* **What you need to do**
Could you retype the lines below, starting at the line holding "Write the React, TypeScript" and stopping at the line holding "string; price: string;", inclusive? Copy them exactly and drop the images.

* **Front-end source files**
----
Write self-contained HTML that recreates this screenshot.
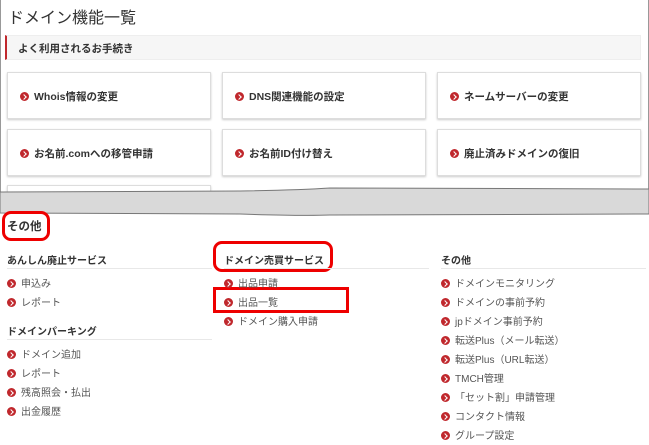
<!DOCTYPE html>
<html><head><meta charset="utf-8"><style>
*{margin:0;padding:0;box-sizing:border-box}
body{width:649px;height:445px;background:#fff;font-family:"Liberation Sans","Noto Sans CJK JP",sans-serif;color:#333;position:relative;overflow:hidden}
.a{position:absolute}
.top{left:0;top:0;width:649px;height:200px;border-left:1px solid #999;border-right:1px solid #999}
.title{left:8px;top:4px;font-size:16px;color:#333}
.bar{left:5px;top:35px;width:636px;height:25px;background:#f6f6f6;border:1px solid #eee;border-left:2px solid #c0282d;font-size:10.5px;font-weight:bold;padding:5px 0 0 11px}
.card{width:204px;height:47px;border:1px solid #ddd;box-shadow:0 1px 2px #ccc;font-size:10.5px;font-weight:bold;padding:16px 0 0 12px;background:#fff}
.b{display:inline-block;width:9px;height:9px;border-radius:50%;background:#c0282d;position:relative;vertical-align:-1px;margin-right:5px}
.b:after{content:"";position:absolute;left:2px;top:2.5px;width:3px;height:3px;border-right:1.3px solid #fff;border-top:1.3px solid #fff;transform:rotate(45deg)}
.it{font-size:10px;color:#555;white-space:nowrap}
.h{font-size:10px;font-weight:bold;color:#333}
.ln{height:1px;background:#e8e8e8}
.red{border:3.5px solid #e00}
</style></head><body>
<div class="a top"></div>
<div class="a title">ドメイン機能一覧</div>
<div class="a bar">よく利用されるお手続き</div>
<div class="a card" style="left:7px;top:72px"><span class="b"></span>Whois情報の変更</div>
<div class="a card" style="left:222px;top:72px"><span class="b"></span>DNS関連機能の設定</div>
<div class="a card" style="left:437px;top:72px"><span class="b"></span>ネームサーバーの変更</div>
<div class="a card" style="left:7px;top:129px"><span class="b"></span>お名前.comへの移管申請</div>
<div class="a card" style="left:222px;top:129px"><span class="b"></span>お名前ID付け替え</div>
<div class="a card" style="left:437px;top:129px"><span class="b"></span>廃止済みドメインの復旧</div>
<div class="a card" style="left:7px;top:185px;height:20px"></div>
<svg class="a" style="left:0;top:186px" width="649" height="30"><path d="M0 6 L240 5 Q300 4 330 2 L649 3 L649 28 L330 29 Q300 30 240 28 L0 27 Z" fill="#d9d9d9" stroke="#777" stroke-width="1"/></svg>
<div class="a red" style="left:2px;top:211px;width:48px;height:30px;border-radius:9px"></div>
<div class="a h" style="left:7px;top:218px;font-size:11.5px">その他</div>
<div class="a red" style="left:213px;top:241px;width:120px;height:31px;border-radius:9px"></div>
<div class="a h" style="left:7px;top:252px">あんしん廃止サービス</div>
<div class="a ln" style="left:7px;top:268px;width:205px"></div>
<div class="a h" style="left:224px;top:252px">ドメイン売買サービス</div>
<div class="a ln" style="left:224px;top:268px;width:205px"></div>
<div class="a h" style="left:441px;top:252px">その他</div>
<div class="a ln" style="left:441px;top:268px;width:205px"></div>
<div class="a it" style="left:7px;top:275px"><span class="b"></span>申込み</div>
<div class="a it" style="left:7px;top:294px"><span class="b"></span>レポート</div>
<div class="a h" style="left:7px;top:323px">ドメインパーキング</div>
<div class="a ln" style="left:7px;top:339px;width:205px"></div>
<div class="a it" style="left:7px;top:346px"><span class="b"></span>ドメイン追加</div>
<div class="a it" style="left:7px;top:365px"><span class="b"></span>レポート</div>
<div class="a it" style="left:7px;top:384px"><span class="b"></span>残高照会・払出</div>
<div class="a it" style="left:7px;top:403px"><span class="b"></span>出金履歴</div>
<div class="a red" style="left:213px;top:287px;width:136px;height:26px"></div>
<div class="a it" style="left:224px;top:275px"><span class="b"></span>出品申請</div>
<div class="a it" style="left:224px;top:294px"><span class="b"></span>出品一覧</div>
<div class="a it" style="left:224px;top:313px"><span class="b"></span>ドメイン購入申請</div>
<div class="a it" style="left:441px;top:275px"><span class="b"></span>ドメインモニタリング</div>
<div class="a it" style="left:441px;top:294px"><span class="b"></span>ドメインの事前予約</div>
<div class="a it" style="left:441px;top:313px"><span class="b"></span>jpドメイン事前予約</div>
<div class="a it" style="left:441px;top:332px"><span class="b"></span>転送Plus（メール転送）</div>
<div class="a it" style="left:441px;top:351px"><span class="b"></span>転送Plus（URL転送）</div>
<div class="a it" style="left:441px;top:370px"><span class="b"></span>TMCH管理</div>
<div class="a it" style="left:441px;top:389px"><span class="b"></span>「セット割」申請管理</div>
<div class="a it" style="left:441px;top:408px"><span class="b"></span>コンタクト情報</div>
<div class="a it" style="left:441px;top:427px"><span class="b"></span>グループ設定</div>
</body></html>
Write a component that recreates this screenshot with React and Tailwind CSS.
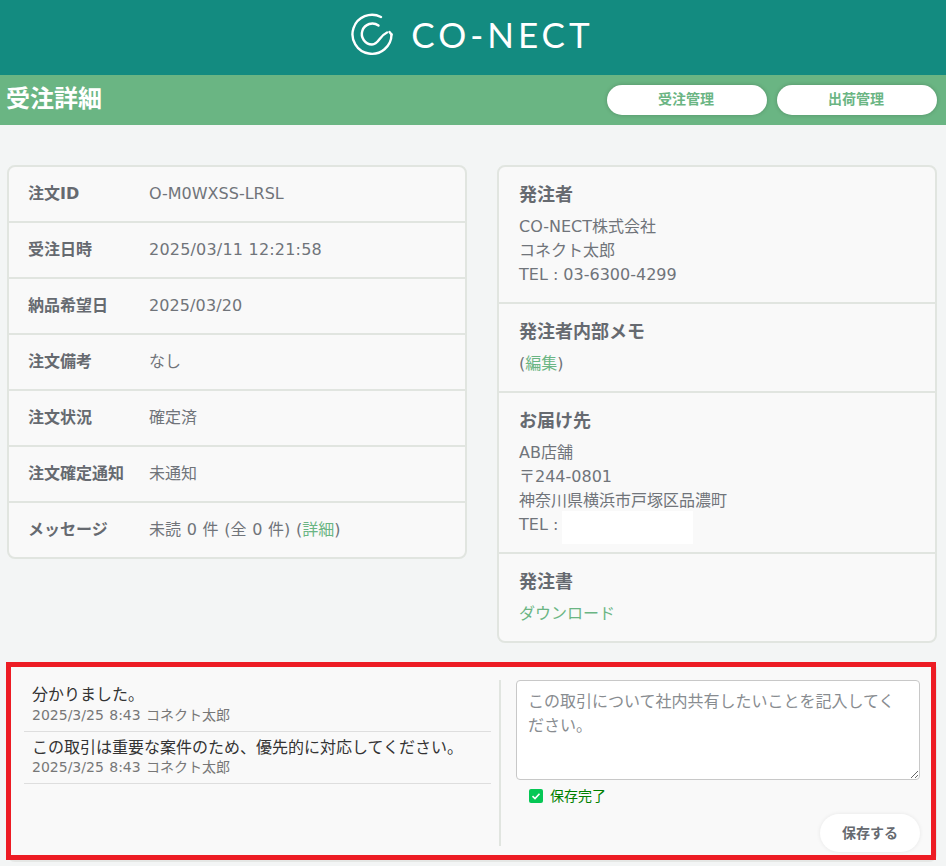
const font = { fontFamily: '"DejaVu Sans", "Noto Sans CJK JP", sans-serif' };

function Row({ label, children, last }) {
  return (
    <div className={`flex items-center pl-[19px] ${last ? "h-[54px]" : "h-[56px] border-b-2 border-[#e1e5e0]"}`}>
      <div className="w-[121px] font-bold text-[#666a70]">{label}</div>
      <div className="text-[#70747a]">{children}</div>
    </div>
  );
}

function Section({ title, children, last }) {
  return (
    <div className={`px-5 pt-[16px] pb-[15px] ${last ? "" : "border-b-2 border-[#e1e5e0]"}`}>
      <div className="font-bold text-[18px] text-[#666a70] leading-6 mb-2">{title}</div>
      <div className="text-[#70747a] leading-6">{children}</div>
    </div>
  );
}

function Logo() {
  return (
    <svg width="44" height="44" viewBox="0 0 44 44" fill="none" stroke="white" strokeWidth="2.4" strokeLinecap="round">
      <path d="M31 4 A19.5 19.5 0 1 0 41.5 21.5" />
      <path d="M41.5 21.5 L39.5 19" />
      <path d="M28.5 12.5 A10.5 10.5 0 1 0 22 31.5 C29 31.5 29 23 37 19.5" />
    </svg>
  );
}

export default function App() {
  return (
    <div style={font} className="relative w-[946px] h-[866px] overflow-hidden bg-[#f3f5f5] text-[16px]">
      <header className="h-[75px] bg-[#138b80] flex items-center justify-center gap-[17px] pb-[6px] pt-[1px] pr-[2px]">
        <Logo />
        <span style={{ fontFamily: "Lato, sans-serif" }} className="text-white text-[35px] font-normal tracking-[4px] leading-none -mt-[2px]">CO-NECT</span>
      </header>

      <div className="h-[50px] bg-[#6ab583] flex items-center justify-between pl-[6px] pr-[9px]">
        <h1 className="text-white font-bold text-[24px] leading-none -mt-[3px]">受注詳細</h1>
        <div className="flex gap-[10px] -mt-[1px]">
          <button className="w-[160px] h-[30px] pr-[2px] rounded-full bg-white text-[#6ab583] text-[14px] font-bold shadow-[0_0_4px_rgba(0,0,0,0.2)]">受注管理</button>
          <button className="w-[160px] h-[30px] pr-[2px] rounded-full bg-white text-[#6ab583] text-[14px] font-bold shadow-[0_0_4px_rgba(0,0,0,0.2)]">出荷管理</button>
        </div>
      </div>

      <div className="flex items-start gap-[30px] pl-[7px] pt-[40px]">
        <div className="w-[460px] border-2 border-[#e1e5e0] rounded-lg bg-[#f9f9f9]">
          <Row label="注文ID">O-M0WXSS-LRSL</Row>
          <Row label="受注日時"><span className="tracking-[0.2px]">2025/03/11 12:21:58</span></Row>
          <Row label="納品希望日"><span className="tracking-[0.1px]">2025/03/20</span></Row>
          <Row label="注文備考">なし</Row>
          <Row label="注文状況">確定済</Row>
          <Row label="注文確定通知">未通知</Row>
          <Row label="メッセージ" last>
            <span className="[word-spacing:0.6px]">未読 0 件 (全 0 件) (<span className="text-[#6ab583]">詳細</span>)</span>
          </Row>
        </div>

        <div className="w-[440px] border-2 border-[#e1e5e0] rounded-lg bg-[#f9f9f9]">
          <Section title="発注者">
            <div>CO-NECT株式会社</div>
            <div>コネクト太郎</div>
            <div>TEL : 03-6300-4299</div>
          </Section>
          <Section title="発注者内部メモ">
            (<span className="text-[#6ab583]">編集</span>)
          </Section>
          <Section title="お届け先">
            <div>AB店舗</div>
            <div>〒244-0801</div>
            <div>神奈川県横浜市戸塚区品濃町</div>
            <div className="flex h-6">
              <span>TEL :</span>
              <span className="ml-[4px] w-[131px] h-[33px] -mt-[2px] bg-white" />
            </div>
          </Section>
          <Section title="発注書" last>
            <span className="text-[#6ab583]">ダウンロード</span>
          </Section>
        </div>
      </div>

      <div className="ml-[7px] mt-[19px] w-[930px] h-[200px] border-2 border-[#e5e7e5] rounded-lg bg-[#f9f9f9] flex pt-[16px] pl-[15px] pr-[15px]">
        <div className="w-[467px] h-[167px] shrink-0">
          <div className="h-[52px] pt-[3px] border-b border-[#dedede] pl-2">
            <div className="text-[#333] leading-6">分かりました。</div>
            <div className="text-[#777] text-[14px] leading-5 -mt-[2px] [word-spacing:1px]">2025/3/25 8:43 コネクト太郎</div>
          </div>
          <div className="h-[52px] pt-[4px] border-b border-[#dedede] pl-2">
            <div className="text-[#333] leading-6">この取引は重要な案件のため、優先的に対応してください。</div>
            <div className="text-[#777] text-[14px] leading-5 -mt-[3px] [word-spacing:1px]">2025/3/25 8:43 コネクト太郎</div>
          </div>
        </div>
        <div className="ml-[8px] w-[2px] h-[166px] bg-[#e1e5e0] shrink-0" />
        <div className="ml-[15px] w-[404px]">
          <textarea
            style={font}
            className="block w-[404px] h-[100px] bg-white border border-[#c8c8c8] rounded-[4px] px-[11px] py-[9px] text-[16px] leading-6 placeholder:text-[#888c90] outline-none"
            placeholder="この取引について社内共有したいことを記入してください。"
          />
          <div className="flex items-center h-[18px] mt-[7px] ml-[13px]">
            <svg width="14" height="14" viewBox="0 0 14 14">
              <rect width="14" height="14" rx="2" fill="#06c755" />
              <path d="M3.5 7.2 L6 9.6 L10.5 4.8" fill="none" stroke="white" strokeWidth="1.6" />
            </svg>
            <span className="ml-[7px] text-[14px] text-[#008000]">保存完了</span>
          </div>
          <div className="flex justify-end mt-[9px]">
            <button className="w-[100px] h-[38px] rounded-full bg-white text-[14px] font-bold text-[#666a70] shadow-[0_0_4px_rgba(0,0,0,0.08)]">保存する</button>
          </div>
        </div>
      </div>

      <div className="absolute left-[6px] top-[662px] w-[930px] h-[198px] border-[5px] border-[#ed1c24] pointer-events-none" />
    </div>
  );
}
----
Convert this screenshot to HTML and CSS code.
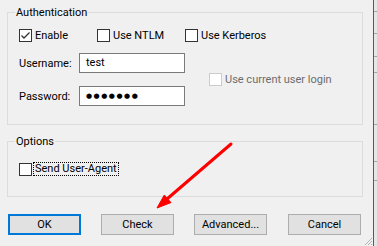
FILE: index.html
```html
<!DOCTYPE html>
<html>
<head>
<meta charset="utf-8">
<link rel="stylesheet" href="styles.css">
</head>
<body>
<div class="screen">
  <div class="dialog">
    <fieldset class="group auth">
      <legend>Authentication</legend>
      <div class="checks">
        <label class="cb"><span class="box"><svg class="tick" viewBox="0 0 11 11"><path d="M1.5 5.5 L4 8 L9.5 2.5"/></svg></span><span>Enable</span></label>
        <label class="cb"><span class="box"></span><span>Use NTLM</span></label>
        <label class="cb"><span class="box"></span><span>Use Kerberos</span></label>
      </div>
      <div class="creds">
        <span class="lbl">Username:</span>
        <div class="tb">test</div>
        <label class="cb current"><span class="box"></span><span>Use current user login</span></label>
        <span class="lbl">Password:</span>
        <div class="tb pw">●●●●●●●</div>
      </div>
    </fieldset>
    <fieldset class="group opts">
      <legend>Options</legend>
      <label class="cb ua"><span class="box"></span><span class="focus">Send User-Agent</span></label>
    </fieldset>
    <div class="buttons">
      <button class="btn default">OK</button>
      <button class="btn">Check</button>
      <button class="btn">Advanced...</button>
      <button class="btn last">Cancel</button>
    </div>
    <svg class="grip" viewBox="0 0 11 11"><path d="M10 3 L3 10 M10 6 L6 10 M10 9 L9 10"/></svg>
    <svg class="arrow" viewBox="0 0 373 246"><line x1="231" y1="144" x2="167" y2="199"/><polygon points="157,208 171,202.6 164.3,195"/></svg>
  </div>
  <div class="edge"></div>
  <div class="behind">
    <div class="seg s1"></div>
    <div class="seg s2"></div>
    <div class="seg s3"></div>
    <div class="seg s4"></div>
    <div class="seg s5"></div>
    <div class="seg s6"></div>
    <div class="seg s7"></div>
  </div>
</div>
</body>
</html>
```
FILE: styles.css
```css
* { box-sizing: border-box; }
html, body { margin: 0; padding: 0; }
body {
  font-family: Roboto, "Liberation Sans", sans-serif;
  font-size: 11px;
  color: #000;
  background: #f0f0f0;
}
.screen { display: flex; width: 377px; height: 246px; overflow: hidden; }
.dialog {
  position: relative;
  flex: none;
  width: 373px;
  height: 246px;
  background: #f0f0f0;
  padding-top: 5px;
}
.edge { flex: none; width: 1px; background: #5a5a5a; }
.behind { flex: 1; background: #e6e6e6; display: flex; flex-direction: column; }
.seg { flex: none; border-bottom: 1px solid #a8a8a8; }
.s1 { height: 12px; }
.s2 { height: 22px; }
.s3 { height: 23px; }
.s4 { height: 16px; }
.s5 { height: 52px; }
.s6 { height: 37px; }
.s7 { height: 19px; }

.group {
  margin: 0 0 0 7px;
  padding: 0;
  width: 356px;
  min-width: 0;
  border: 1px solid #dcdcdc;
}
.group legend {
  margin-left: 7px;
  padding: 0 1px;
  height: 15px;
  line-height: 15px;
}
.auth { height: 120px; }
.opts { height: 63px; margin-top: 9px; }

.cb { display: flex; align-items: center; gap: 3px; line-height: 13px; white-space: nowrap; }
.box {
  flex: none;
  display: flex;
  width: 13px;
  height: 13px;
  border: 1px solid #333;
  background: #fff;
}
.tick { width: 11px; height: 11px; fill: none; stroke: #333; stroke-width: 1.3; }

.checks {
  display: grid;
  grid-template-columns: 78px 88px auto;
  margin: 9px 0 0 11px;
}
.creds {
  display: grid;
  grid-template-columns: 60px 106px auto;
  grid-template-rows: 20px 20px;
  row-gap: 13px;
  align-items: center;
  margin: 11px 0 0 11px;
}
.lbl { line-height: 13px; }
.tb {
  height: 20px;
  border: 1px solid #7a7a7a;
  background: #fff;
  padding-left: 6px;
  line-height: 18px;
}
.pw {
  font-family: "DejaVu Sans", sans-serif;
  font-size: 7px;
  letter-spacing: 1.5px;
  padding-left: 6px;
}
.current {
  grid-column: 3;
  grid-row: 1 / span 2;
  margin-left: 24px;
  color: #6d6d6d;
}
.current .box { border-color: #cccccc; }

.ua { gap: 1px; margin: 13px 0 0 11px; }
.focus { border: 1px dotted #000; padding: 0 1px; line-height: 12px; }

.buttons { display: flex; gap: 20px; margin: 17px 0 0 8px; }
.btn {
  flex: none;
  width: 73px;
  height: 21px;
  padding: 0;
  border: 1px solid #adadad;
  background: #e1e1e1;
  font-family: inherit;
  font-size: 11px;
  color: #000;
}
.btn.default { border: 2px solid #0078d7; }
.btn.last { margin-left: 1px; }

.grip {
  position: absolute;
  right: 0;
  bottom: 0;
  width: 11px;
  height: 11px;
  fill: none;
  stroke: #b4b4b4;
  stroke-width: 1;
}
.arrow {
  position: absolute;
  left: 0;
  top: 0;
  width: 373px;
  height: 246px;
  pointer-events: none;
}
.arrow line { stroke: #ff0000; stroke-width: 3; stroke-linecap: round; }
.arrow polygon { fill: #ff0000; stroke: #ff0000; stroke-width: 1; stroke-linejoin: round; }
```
----
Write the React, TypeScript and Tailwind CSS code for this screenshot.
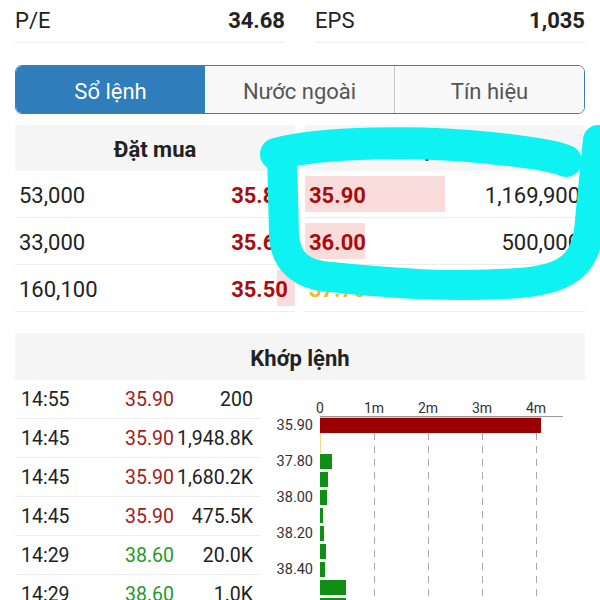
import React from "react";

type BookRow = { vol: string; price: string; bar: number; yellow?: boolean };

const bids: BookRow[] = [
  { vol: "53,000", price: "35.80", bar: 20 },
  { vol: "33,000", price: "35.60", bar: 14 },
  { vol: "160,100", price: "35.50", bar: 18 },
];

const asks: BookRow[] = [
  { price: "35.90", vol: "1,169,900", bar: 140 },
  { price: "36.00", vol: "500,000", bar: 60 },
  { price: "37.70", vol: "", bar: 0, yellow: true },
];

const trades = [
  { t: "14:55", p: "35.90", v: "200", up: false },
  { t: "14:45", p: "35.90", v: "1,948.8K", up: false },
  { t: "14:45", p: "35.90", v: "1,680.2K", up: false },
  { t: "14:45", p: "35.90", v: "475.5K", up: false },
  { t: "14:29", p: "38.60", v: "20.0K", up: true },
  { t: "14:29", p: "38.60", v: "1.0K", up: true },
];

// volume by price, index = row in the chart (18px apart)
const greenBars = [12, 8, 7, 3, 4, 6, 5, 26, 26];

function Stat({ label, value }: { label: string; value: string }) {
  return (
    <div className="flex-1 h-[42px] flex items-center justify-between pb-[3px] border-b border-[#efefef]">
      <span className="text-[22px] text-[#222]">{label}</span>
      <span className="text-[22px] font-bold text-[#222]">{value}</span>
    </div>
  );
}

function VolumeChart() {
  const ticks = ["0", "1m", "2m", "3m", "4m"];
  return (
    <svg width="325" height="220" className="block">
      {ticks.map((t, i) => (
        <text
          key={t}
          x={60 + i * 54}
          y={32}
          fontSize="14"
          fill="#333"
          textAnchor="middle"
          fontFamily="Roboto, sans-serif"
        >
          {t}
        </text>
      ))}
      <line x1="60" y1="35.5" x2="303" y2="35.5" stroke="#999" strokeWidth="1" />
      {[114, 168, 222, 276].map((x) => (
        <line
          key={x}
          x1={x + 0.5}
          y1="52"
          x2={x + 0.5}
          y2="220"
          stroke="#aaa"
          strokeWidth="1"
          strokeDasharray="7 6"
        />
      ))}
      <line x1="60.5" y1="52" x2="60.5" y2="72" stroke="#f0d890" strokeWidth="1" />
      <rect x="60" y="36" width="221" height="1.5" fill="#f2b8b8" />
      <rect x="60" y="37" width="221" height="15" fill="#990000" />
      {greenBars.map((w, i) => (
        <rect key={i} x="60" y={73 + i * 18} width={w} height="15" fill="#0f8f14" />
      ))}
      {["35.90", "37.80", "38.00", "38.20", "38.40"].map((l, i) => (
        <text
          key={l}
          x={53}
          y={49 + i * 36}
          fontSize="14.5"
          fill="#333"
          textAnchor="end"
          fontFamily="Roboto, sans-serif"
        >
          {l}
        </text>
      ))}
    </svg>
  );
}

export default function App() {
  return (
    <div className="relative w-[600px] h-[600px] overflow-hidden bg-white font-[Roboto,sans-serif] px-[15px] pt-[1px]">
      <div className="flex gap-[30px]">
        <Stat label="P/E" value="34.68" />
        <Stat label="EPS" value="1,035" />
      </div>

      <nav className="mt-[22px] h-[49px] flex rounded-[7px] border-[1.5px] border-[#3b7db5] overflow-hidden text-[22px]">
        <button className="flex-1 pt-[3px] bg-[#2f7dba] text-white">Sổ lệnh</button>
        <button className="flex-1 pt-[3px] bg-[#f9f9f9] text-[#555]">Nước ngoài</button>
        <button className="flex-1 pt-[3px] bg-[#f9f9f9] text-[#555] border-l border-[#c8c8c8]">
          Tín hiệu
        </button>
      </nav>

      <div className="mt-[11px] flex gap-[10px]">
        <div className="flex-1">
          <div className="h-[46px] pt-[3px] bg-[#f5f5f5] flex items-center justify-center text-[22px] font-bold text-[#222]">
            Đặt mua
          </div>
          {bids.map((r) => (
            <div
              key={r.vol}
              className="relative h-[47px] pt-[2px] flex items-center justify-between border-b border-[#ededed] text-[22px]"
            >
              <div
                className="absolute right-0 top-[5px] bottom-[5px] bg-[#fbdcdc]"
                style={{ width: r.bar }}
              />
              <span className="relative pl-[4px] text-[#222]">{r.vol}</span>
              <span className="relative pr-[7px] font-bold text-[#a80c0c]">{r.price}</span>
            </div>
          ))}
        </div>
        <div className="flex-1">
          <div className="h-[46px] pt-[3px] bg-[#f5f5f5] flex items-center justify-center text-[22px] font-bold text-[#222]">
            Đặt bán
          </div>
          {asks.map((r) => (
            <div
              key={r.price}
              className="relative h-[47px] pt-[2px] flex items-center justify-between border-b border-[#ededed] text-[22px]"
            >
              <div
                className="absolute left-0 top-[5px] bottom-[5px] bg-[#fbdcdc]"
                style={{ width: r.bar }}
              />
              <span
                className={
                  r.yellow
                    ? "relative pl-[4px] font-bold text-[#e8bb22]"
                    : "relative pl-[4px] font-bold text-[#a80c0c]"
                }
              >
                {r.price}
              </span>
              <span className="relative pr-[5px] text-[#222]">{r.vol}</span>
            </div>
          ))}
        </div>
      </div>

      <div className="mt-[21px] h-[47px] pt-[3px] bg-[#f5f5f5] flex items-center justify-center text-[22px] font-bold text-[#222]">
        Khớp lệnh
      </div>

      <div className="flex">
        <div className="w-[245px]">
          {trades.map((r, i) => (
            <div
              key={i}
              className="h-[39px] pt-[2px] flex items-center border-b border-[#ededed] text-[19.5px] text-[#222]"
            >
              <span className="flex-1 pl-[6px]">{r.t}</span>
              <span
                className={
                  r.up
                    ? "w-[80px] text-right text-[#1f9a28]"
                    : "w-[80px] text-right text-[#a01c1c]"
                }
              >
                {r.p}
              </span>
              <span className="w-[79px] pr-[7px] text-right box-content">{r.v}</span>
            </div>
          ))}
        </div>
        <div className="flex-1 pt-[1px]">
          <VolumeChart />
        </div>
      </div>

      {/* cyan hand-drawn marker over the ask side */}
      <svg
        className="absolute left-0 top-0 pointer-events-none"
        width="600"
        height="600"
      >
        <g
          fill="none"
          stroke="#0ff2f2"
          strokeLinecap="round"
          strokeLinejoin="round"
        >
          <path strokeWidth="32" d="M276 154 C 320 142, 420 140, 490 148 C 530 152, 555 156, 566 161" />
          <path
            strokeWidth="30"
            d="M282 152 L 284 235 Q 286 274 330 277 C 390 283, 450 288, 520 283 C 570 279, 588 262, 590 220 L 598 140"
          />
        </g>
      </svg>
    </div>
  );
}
----
* **The response**
Write the React, TypeScript and Tailwind CSS code for this screenshot.
import React from "react";

type BookRow = { vol: string; price: string; bar: number; yellow?: boolean };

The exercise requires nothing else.